SUPPLIED MATERIAL:
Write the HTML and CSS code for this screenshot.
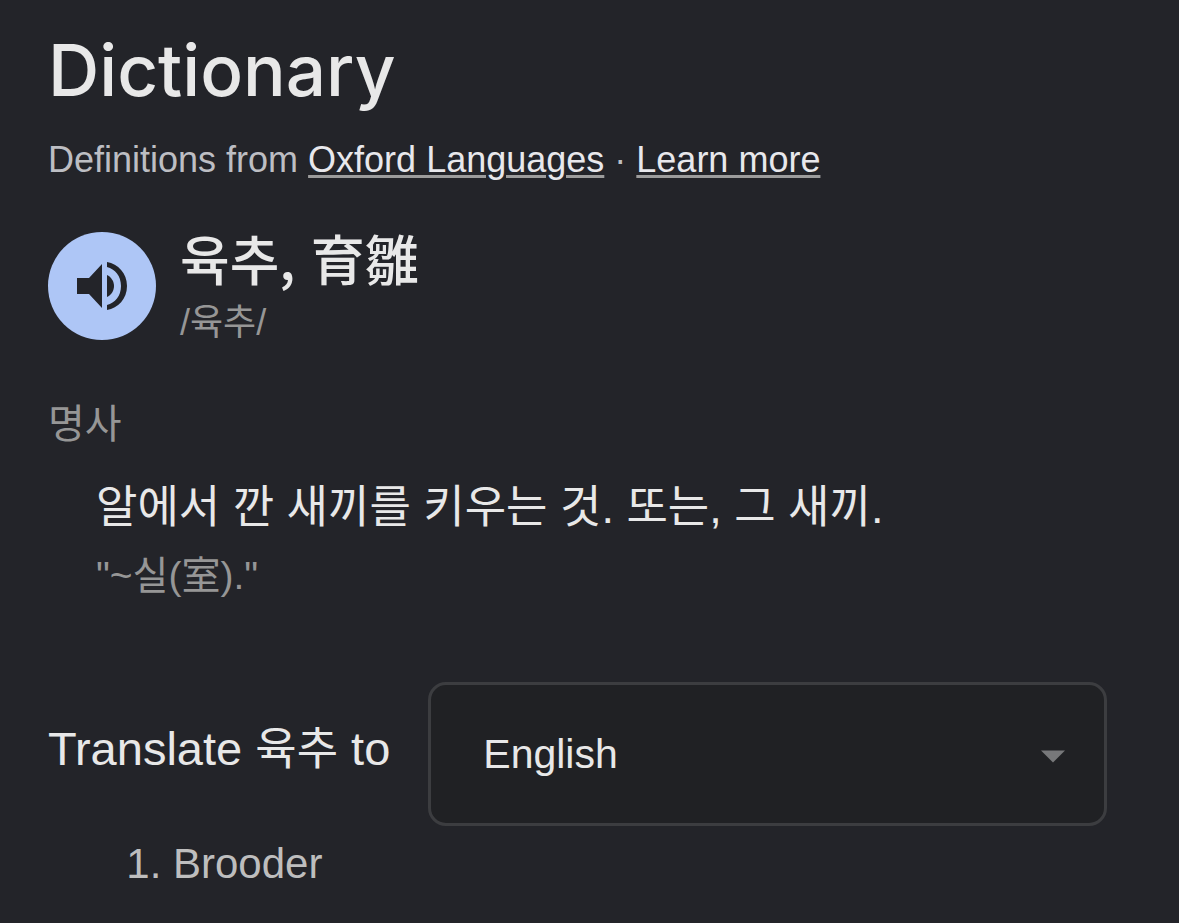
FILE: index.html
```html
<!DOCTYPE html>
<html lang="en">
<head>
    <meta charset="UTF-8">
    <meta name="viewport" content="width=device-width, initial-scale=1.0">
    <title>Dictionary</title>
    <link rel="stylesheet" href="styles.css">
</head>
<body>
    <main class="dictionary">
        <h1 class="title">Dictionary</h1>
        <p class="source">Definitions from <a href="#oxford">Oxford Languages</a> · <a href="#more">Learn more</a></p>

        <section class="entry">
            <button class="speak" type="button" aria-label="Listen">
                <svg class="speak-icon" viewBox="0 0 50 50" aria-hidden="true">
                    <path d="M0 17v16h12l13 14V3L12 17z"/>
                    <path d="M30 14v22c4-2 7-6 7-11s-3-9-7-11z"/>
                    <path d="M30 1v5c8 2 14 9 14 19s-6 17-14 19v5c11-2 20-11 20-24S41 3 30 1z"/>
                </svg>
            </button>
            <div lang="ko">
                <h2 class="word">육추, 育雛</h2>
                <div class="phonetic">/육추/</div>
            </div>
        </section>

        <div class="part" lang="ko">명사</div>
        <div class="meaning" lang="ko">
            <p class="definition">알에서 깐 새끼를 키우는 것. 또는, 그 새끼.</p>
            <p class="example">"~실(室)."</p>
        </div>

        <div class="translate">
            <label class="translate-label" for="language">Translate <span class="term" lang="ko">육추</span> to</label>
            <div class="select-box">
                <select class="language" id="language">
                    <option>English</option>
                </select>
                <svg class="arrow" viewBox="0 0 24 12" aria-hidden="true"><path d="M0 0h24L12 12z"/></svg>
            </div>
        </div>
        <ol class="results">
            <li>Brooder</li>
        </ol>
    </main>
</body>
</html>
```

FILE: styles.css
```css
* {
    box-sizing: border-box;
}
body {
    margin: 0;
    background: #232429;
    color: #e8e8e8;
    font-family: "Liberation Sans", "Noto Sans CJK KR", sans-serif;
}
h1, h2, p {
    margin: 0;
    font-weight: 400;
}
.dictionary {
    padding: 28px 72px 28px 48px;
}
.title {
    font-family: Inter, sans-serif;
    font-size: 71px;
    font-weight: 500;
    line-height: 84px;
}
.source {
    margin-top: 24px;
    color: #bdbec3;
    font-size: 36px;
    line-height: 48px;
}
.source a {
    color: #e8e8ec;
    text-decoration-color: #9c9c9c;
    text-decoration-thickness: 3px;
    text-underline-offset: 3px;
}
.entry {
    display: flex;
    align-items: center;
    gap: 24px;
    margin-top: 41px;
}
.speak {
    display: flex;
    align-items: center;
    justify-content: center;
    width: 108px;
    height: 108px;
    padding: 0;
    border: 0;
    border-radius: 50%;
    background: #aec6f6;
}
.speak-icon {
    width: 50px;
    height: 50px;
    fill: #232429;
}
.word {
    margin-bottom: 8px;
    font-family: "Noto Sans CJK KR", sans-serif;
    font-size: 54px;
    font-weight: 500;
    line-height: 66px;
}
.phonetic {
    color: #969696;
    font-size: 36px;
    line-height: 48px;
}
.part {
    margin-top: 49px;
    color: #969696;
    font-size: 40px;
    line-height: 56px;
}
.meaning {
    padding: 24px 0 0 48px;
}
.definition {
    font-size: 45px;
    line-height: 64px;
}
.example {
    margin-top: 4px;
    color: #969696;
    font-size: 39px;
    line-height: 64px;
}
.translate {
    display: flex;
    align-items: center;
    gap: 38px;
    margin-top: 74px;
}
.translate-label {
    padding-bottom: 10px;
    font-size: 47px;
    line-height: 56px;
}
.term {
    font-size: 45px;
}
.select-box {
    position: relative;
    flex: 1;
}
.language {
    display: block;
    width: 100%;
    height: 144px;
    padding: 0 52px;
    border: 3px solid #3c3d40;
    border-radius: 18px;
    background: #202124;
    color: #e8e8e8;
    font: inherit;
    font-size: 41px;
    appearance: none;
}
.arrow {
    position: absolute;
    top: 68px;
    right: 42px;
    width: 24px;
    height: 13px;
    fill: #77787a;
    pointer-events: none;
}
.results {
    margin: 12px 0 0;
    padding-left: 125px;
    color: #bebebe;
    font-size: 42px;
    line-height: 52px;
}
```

REQUIREMENTS: Return the listing above in full and without alteration, excluding its pictures.

SOLUTION TO THIS EXERCISE:
Write the HTML and CSS code for this screenshot.
FILE: index.html
```html
<!DOCTYPE html>
<html lang="en">
<head>
    <meta charset="UTF-8">
    <meta name="viewport" content="width=device-width, initial-scale=1.0">
    <title>Dictionary</title>
    <link rel="stylesheet" href="styles.css">
</head>
<body>
    <main class="dictionary">
        <h1 class="title">Dictionary</h1>
        <p class="source">Definitions from <a href="#oxford">Oxford Languages</a> · <a href="#more">Learn more</a></p>

        <section class="entry">
            <button class="speak" type="button" aria-label="Listen">
                <svg class="speak-icon" viewBox="0 0 50 50" aria-hidden="true">
                    <path d="M0 17v16h12l13 14V3L12 17z"/>
                    <path d="M30 14v22c4-2 7-6 7-11s-3-9-7-11z"/>
                    <path d="M30 1v5c8 2 14 9 14 19s-6 17-14 19v5c11-2 20-11 20-24S41 3 30 1z"/>
                </svg>
            </button>
            <div lang="ko">
                <h2 class="word">육추, 育雛</h2>
                <div class="phonetic">/육추/</div>
            </div>
        </section>

        <div class="part" lang="ko">명사</div>
        <div class="meaning" lang="ko">
            <p class="definition">알에서 깐 새끼를 키우는 것. 또는, 그 새끼.</p>
            <p class="example">"~실(室)."</p>
        </div>

        <div class="translate">
            <label class="translate-label" for="language">Translate <span class="term" lang="ko">육추</span> to</label>
            <div class="select-box">
                <select class="language" id="language">
                    <option>English</option>
                </select>
                <svg class="arrow" viewBox="0 0 24 12" aria-hidden="true"><path d="M0 0h24L12 12z"/></svg>
            </div>
        </div>
        <ol class="results">
            <li>Brooder</li>
        </ol>
    </main>
</body>
</html>
```

FILE: styles.css
```css
* {
    box-sizing: border-box;
}
body {
    margin: 0;
    background: #232429;
    color: #e8e8e8;
    font-family: "Liberation Sans", "Noto Sans CJK KR", sans-serif;
}
h1, h2, p {
    margin: 0;
    font-weight: 400;
}
.dictionary {
    padding: 28px 72px 28px 48px;
}
.title {
    font-family: Inter, sans-serif;
    font-size: 71px;
    font-weight: 500;
    line-height: 84px;
}
.source {
    margin-top: 24px;
    color: #bdbec3;
    font-size: 36px;
    line-height: 48px;
}
.source a {
    color: #e8e8ec;
    text-decoration-color: #9c9c9c;
    text-decoration-thickness: 3px;
    text-underline-offset: 3px;
}
.entry {
    display: flex;
    align-items: center;
    gap: 24px;
    margin-top: 41px;
}
.speak {
    display: flex;
    align-items: center;
    justify-content: center;
    width: 108px;
    height: 108px;
    padding: 0;
    border: 0;
    border-radius: 50%;
    background: #aec6f6;
}
.speak-icon {
    width: 50px;
    height: 50px;
    fill: #232429;
}
.word {
    margin-bottom: 8px;
    font-family: "Noto Sans CJK KR", sans-serif;
    font-size: 54px;
    font-weight: 500;
    line-height: 66px;
}
.phonetic {
    color: #969696;
    font-size: 36px;
    line-height: 48px;
}
.part {
    margin-top: 49px;
    color: #969696;
    font-size: 40px;
    line-height: 56px;
}
.meaning {
    padding: 24px 0 0 48px;
}
.definition {
    font-size: 45px;
    line-height: 64px;
}
.example {
    margin-top: 4px;
    color: #969696;
    font-size: 39px;
    line-height: 64px;
}
.translate {
    display: flex;
    align-items: center;
    gap: 38px;
    margin-top: 74px;
}
.translate-label {
    padding-bottom: 10px;
    font-size: 47px;
    line-height: 56px;
}
.term {
    font-size: 45px;
}
.select-box {
    position: relative;
    flex: 1;
}
.language {
    display: block;
    width: 100%;
    height: 144px;
    padding: 0 52px;
    border: 3px solid #3c3d40;
    border-radius: 18px;
    background: #202124;
    color: #e8e8e8;
    font: inherit;
    font-size: 41px;
    appearance: none;
}
.arrow {
    position: absolute;
    top: 68px;
    right: 42px;
    width: 24px;
    height: 13px;
    fill: #77787a;
    pointer-events: none;
}
.results {
    margin: 12px 0 0;
    padding-left: 125px;
    color: #bebebe;
    font-size: 42px;
    line-height: 52px;
}
```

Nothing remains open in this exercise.